The cuneiform sign KÁ, for gate is the Sumerogram-(logogram) used in the Amarna letters and the Epic of Gilgamesh; as just KÁ it means "gate" or "doorway", Akkadian language, "bābu"; as "Gate-Great", KÁ.GAL for City-Gate, it is from Akkadian "abullu", ("(city) gate"). Both uses are in the Epic of Gilgamesh. In the Epic, it is only used as the sumerogram, a total of 19 times, (7 times for 'abullu', city gate). In the Epic, all spellings for city gate use KÁ.GAL; for gate ('bābu') only one spelling uses the alphabetic letters for b-a-b-u; the rest use KÁ along with other added cuneiform signs (KÁ-x-x, or KÁ-x, etc.).

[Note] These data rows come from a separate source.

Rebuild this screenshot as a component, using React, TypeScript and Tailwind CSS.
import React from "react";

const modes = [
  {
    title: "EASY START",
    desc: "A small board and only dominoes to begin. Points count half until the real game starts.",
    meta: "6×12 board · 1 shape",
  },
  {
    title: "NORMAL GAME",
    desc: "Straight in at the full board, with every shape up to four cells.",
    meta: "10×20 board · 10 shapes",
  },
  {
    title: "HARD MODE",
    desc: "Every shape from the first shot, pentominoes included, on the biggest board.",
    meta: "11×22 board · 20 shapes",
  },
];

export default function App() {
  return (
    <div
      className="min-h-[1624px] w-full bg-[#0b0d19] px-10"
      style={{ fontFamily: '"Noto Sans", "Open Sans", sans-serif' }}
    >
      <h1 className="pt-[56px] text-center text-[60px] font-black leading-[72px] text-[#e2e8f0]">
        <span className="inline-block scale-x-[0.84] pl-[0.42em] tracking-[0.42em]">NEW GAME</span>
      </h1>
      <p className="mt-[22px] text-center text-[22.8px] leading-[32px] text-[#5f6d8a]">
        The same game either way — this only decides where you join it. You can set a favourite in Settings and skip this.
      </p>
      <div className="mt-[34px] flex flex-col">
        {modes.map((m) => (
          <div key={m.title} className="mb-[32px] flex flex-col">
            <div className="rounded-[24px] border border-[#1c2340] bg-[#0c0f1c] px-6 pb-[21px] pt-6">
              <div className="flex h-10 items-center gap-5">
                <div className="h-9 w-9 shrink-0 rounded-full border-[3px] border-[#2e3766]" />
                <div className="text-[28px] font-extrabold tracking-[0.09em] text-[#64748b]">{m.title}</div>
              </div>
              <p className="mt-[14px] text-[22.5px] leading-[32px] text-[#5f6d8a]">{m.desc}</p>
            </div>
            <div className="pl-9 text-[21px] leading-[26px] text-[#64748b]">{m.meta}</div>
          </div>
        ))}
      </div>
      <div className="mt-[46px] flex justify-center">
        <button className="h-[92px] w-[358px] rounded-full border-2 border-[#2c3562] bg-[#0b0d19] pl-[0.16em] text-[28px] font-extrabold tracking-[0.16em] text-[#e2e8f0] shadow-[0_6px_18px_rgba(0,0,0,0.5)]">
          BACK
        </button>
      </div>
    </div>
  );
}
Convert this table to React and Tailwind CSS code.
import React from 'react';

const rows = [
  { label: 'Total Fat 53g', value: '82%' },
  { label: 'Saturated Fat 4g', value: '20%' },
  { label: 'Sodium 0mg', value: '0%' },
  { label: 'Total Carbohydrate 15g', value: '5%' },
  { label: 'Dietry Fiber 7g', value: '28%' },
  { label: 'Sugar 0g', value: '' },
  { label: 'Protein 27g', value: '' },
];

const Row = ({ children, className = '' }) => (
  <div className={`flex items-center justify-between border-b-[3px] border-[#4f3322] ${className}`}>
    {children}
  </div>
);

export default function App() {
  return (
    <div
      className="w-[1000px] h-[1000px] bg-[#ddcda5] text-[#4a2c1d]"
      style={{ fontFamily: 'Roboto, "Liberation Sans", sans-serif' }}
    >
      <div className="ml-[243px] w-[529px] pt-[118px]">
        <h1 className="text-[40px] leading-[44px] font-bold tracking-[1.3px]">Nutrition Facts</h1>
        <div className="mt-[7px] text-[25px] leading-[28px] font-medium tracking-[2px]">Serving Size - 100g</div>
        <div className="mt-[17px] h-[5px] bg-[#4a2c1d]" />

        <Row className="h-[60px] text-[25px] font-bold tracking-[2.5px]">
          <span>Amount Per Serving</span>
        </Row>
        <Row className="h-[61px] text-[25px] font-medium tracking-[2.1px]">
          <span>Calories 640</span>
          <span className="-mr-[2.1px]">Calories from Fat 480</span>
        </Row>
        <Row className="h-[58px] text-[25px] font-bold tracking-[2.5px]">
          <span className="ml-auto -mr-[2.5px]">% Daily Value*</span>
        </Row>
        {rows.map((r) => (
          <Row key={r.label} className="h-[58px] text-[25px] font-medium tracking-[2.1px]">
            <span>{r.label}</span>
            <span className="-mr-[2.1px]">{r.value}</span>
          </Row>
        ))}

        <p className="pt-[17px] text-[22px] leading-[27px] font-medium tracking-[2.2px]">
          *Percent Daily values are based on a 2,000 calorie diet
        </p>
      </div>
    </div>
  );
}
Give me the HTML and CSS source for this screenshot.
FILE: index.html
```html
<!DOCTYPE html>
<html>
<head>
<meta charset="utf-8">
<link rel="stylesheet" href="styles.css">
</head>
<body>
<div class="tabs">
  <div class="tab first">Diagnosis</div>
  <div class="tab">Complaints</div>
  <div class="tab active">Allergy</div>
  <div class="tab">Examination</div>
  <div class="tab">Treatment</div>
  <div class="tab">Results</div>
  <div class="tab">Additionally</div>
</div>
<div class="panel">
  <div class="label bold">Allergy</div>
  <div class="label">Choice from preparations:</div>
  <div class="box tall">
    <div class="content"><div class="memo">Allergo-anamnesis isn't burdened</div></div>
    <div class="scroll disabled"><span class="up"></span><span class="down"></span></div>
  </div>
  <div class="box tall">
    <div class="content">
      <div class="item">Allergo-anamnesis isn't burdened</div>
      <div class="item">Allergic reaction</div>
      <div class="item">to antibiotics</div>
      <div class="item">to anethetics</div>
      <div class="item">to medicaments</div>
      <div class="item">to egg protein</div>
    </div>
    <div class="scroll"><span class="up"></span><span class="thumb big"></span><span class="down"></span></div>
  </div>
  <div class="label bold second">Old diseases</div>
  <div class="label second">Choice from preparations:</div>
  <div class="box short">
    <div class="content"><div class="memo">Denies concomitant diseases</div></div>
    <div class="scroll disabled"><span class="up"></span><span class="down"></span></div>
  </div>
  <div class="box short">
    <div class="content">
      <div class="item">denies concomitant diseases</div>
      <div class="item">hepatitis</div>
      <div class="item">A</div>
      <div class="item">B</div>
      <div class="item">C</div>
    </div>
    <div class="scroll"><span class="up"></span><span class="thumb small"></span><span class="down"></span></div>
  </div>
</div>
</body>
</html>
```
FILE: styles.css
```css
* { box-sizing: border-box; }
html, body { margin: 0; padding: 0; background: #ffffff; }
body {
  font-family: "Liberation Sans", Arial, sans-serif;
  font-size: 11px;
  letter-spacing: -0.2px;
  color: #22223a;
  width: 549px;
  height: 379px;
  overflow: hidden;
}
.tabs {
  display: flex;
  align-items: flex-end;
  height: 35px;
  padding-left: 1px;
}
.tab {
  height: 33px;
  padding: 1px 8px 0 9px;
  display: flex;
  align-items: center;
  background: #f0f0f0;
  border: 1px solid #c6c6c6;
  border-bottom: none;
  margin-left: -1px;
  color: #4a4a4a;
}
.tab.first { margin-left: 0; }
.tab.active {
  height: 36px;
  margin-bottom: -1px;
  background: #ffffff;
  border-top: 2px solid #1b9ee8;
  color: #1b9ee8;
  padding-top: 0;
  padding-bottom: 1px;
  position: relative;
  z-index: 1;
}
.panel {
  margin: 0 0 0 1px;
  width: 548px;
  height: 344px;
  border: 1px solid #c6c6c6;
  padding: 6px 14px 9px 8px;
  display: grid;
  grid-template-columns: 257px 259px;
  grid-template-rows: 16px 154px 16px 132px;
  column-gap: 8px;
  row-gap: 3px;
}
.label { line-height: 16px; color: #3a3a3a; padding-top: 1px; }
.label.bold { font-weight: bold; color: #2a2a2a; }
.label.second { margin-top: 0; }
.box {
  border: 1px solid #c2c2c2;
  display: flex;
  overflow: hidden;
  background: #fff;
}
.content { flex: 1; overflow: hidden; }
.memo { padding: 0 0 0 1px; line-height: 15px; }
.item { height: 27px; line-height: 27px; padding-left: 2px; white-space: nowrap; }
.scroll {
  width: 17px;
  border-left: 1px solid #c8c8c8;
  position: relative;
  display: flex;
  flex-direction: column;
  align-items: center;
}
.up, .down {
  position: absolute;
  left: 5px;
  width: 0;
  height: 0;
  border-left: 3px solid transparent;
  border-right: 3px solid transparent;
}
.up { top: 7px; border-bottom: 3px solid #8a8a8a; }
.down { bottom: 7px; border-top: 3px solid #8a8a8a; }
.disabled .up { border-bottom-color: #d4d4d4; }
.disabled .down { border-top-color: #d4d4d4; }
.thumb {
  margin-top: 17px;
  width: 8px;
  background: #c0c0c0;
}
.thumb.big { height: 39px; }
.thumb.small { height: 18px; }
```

Similar usage of KÁ for gates is also attested in administrative texts from the Old Babylonian period, showing its continuity in Mesopotamian writing.

==Amarna letters==
In the Amarna letters, the topic of Amarna letter EA 296, Under the Yoke, is the guarding of two cities, at the city gate; also the man authoring the letter, Yabitiri-(Yahtiru)-(governor?) of City? is called a "gatekeeper", lines 24 and 31: LÚ.PA.KÁ.ŠU, Man-Gate-"hand". Šu (cuneiform), (shaped like a 'hand'), has the secondary meaning besides šu, for Akkadian language qat, for "qātu", 'hand' (as ŠU, a sumerogram), and used for 9 of about 15 spellings of 'qātu' in the Epic of Gilgamesh.

In letter EA 296, the text is as follows: (reverse side of letter)

"...inquire of his commissioner whether I guard the city gate of Azzatu, and the city gate of Yapu, ...."

The city gate is also discussed in the Amarna letter from Tjaru.